Unique though Ana Magdalena is to the canon of García Márquez, he had often narrated the plight of female characters from their perspective, if not in novels then in a number of accomplished short stories that span his literary career. In “The Woman Who Came at Six O’Clock” (1950), a prostitute convinces the restaurant owner José to provide an alibi for a murder she may have committed. In “Tuesday Siesta” (1962), a mother brings flowers to the grave of her thieving dead son, defying a hostile and possibly murderous town. In “The Incredible and Sad Tale of Innocent Eréndira and Her Heartless Grandmother” (1972), the twelve-year-old Eréndira, inadvertently responsible for a fire that annihilates all her grandmother’s possessions, is prostituted in perpetuity by the old woman to pay for the damage. And in “Maria dos Prazeres” (1979), an aging whore preparing for death in Barcelona finds love with an adolescent boy. Although it must have been tempting, García Márquez rightly declined to extend each of these tales into a novel. Their heroines fit flawlessly in their circumscribed universe.

This was how Ana Magdalena Bach was born. She initially appeared in two short stories, one of them published in 1999 in the Colombian journal Cambio (and later in translation in The New Yorker) and the other read that same year by the author at the Casa de América in Madrid, which would evolve into the first and third chapters of Until August. What was so fascinating about this particular woman at this particular moment in the life of the aging writer that he felt compelled to stretch these two chapters into a lengthier work? What made her a character who, like Clarissa Dalloway, “clamored for more life”?7

García Márquez zealously projected onto his final protagonist some of his most intimate tastes. Her name comes from the second wife of his most beloved composer, whose cello sonata he once said he would take to a desert island if he had but one choice. Indeed, she is surrounded by men in her family (father, husband, son) who are dedicated to classical music, and Tchaikovsky, Debussy, Copland, and Bartók are played at some point during the novel. But like her creator, she is also entranced by songs and dances (boleros, danzones, waltzes, salsa, jazz) that provide the right atmosphere for courtship and the torrid couplings that will eventually take place. This mix of high and low culture mirrors García Márquez’s embrace of a dual heritage that allowed him to appeal to both postmodern sensibilities and a popular audience, bridging the divide that has bedeviled Latin American literature from its origins.8

In fact, literary hints are strewn throughout the novel. The title is an homage to Light in August by William Faulkner, the author who most influenced him. Ana Magdalena, a high school teacher who is only a couple of courses away from graduating with a degree in literature, assiduously reads the writers who are García Márquez’s favorites: Camus, Hemingway, Defoe, Bradbury, Greene, Borges (and Stoker). And it is no coincidence that Micaela, the dead mother who helps her daughter read reality in a different way, was “a famous Montessori teacher,” because it was just such a teacher in a Montessori school, Rosa Elena Ferguson, who taught the young Gabito to read and instilled in him a love for poetry and the Spanish language that would be central to his vocation, and who was even, it has been said, his first love.

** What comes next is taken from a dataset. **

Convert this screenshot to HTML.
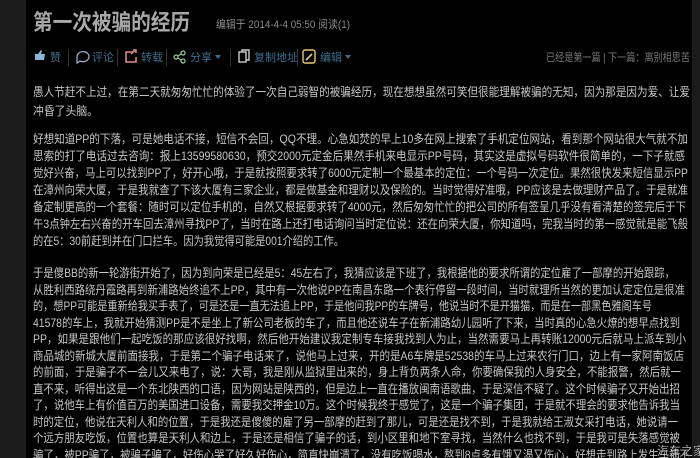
<!DOCTYPE html>
<html><head><meta charset="utf-8"><style>
html,body{margin:0;padding:0;width:700px;height:458px;overflow:hidden;background:#1b1b1b;}
.main{position:absolute;left:26px;top:0;width:666px;height:458px;background:#000;}
svg{position:absolute;left:0;top:0;}
text{font-family:"Liberation Sans","Noto Sans CJK SC","WenQuanYi Zen Hei",sans-serif;}
</style></head><body>
<div class="main"></div>
<svg width="700" height="458" viewBox="0 0 700 458">
<text x="33" y="30" font-size="22" font-weight="bold" fill="#a8a8a8" textLength="157" lengthAdjust="spacingAndGlyphs">第一次被骗的经历</text>
<text x="216" y="28" font-size="11" fill="#8a8a8a" textLength="134" lengthAdjust="spacingAndGlyphs">编辑于  2014-4-4 05:50  阅读(1)</text>
<!-- toolbar -->
<g fill="#3f6f8f" font-size="11">
<rect x="35" y="54" width="3" height="6" fill="#8ab4d8"/><path d="M38 54 L41 50 L42 51 L41 54 L45 54 L44 60 L38 60Z" fill="#8ab4d8"/>
<text x="50" y="61">赞</text>
<rect x="68" y="49" width="1" height="17" fill="#333"/>
<path d="M77 57 a6 5 0 1 1 3 4 l-3 2z" fill="none" stroke="#9ab" stroke-width="1.3"/>
<text x="92" y="61">评论</text>
<rect x="117" y="49" width="1" height="17" fill="#333"/>
<path d="M133 52 h-7 v10 h10 v-5" fill="none" stroke="#e08888" stroke-width="1.6"/><path d="M131 54 l5-4 m-3 0 h3 v3" fill="none" stroke="#e08888" stroke-width="1.4"/>
<text x="141" y="61">转载</text>
<rect x="166" y="49" width="1" height="17" fill="#333"/>
<g fill="none" stroke="#9c9" stroke-width="1.2"><circle cx="176" cy="57" r="2"/><circle cx="183" cy="53" r="2"/><circle cx="183" cy="61" r="2"/><path d="M178 56 l3-2 M178 58 l3 2"/></g>
<text x="190" y="61">分享</text>
<path d="M215 55 h6 l-3 4z" fill="#3f6f8f"/>
<rect x="230" y="49" width="1" height="17" fill="#333"/>
<rect x="239" y="52" width="7" height="10" fill="none" stroke="#ccc" stroke-width="1.4"/><path d="M242 52 v-2 h7 v10 h-3" fill="none" stroke="#ccc" stroke-width="1.4"/>
<text x="254" y="61">复制地址</text>
<rect x="297" y="49" width="1" height="17" fill="#333"/>
<rect x="303" y="50" width="12" height="13" rx="2" fill="none" stroke="#e8c878" stroke-width="1.4"/><path d="M306 60 l6-6" stroke="#e8c878" stroke-width="1.6"/>
<text x="320" y="61">编辑</text>
<path d="M345 55 h6 l-3 4z" fill="#3f6f8f"/>
<text x="546" y="61" fill="#777" textLength="144" lengthAdjust="spacingAndGlyphs">已经是第一篇 | 下一篇：离别相思苦</text>
</g>
<g font-size="12" fill="#c6c6c6" lengthAdjust="spacingAndGlyphs">
<text x="33" y="96" textLength="657" lengthAdjust="spacingAndGlyphs">愚人节赶不上过，在第二天就匆匆忙忙的体验了一次自己弱智的被骗经历，现在想想虽然可笑但很能理解被骗的无知，因为那是因为爱、让爱</text>
<text x="33" y="115" textLength="65" lengthAdjust="spacingAndGlyphs">冲昏了头脑。</text>
<text x="33" y="143" textLength="655" lengthAdjust="spacingAndGlyphs">好想知道PP的下落，可是她电话不接，短信不会回，QQ不理。心急如焚的早上10多在网上搜索了手机定位网站，看到那个网站很大气就不加</text>
<text x="33" y="160" textLength="652" lengthAdjust="spacingAndGlyphs">思索的打了电话过去咨询：报上13599580630，预交2000元定金后果然手机来电显示PP号码，其实这是虚拟号码软件很简单的，一下子就感</text>
<text x="33" y="177" textLength="655" lengthAdjust="spacingAndGlyphs">觉好兴奋，马上可以找到PP了，好开心哦，于是就按照要求转了6000元定制一个最基本的定位：一个号码一次定位。果然很快发来短信显示PP</text>
<text x="33" y="194" textLength="655" lengthAdjust="spacingAndGlyphs">在漳州向荣大厦，于是我就查了下该大厦有三家企业，都是做基金和理财以及保险的。当时觉得好准哦，PP应该是去做理财产品了。于是就准</text>
<text x="33" y="211" textLength="653" lengthAdjust="spacingAndGlyphs">备定制更高的一个套餐：随时可以定位手机的，自然又根据要求转了4000元，然后匆匆忙忙的把公司的所有签呈几乎没有看清楚的签完后于下</text>
<text x="33" y="228" textLength="655" lengthAdjust="spacingAndGlyphs">午3点钟左右兴奋的开车回去漳州寻找PP了，当时在路上还打电话询问当时定位说：还在向荣大厦，你知道吗，完我当时的第一感觉就是能飞般</text>
<text x="33" y="245" textLength="311" lengthAdjust="spacingAndGlyphs">的在5：30前赶到并在门口拦车。因为我觉得可能是001介绍的工作。</text>
<text x="33" y="277" textLength="642" lengthAdjust="spacingAndGlyphs">于是傻BB的新一轮游街开始了，因为到向荣是已经是5：45左右了，我猜应该是下班了，我根据他的要求所谓的定位雇了一部摩的开始跟踪，</text>
<text x="33" y="294" textLength="652" lengthAdjust="spacingAndGlyphs">从胜利西路绕丹霞路再到新浦路始终追不上PP，其中有一次他说PP在南昌东路一个表行停留一段时间，当时就理所当然的更加认定定位是很准</text>
<text x="33" y="310" textLength="619" lengthAdjust="spacingAndGlyphs">的，想PP可能是重新给我买手表了，可是还是一直无法追上PP，于是他问我PP的车牌号，他说当时不是开猫猫，而是在一部黑色雅阁车号</text>
<text x="33" y="327" textLength="647" lengthAdjust="spacingAndGlyphs">41578的车上，我就开始猜测PP是不是坐上了新公司老板的车了，而且他还说车子在新浦路幼儿园听了下来，当时真的心急火燎的想早点找到</text>
<text x="33" y="343" textLength="653" lengthAdjust="spacingAndGlyphs">PP，如果是跟他们一起吃饭的那应该很好找啊，然后他开始建议我定制专车接我找到人为止，当然需要马上再转账12000元后就马上派车到小</text>
<text x="33" y="360" textLength="651" lengthAdjust="spacingAndGlyphs">商品城的新城大厦前面接我，于是第二个骗子电话来了，说他马上过来，开的是A6车牌是52538的车马上过来农行门口，边上有一家阿南饭店</text>
<text x="33" y="376" textLength="648" lengthAdjust="spacingAndGlyphs">的前面，于是骗子不一会儿又来电了，说：大哥，我是刚从监狱里出来的，身上背负两条人命，你要确保我的人身安全，不能报警，然后就一</text>
<text x="33" y="393" textLength="647" lengthAdjust="spacingAndGlyphs">直不来，听得出这是一个东北陕西的口语，因为网站是陕西的，但是边上一直在播放闽南语歌曲，于是深信不疑了。这个时候骗子又开始出招</text>
<text x="33" y="409" textLength="647" lengthAdjust="spacingAndGlyphs">了，说他车上有价值百万的美国进口设备，需要我交押金10万。这个时候我终于感觉了，这是一个骗子集团，于是就不理会的要求他告诉我当</text>
<text x="33" y="426" textLength="645" lengthAdjust="spacingAndGlyphs">时的定位，他说在天利人和的位置，于是我还是傻傻的雇了另一部摩的赶到了那儿，可是还是找不到，于是我就给王淑女采打电话，她说请一</text>
<text x="33" y="442" textLength="647" lengthAdjust="spacingAndGlyphs">个远方朋友吃饭，位置也算是天利人和边上，于是还是相信了骗子的话，到小区里和地下室寻找，当然什么也找不到，于是我可是失落感觉被</text>
<text x="33" y="459" textLength="657" lengthAdjust="spacingAndGlyphs">骗了，被PP骗了，被骗子骗了，好伤心哭了好久好伤心，简直快崩溃了，没有吃饭喝水，熬到8点多有饿又渴又伤心，好想走到路上发生车祸不</text>
</g>
<text x="657" y="455" font-size="12" fill="#fff" stroke="#000" stroke-width="0.3">汽车之家</text>
</svg>
</body></html>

But although Until August is a remarkable book, it does not find its author at the peak of his abilities. It is praiseworthy but not the masterpiece it could have become if he had not been ailing and could have afforded his female alter ego the sort of treatment Anna Karenina or Madame Bovary received. And yet, maybe it did befall him after all at exactly the right time, when he had published what were thought to be his last two novels. Both of them feature young girls who cast a spell over much older men. In Of Love and Other Demons (1994), thirteen-year-old Sierva María besots the thirty-six-year-old priest Cayetano Delaura, tasked with exorcising the demons presumably inside her body. And in Memories of My Melancholy Whores (2004), it is a fourteen-year-old virgin whom the unnamed narrator decides to bed to celebrate his ninetieth birthday but ends up falling in love with—platonically, to my relief.

Such a fixation in an aging writer had significant roots in his early life, as he first met his future wife, Mercedes, when she was nine and he was fourteen and resolutely determined to marry her, a situation that was transferred to Colonel Aureliano Buendía and nine-year-old Remedios Moscote and reappears in other works. This is not the place to delve into the deeper Latin American motives, personal and social, behind such a perverse male quest for innocence and purification through the bodies of prepubescent girls,9 but it is evident that one of Ana Magdalena’s attractions must have been how far she is from both of the juvenile female protagonists of the preceding novels. I conjecture that García Márquez was glad to be celebrating not the sort of girl he had been infatuated with sixty years earlier but the sort of mature woman with whom he had spent his adulthood and whom he so admired. He was a lifelong denouncer of patriarchy, blaming machismo and the oppression of women for the violence and misdevelopment of Latin America.10 How liberating, then, to give that budding female character the chance to blossom fully—with all her dreams, disconcerting desires, and transgressive sexuality—in a novel where she discerns the freedom that so few of his characters attain.

It is heartening that even as his memory began to fade, García Márquez risked setting out for new horizons. I can only hope that he would not have wanted his sons to condemn Ana Magdalena Bach to the flames of oblivion no matter how imperfectly she might have been wrought. Surely he would have been dismayed at becoming, from beyond death, an accomplice to the erasure of that struggle of hers to defeat that very death. Let me say, then, to Gabo’s sons: very few old friends of your father are still alive, so I’ll take it upon myself to commend you for having betrayed his last wishes and bequeathed to readers one more memorable woman, this enchanting homage to freedom.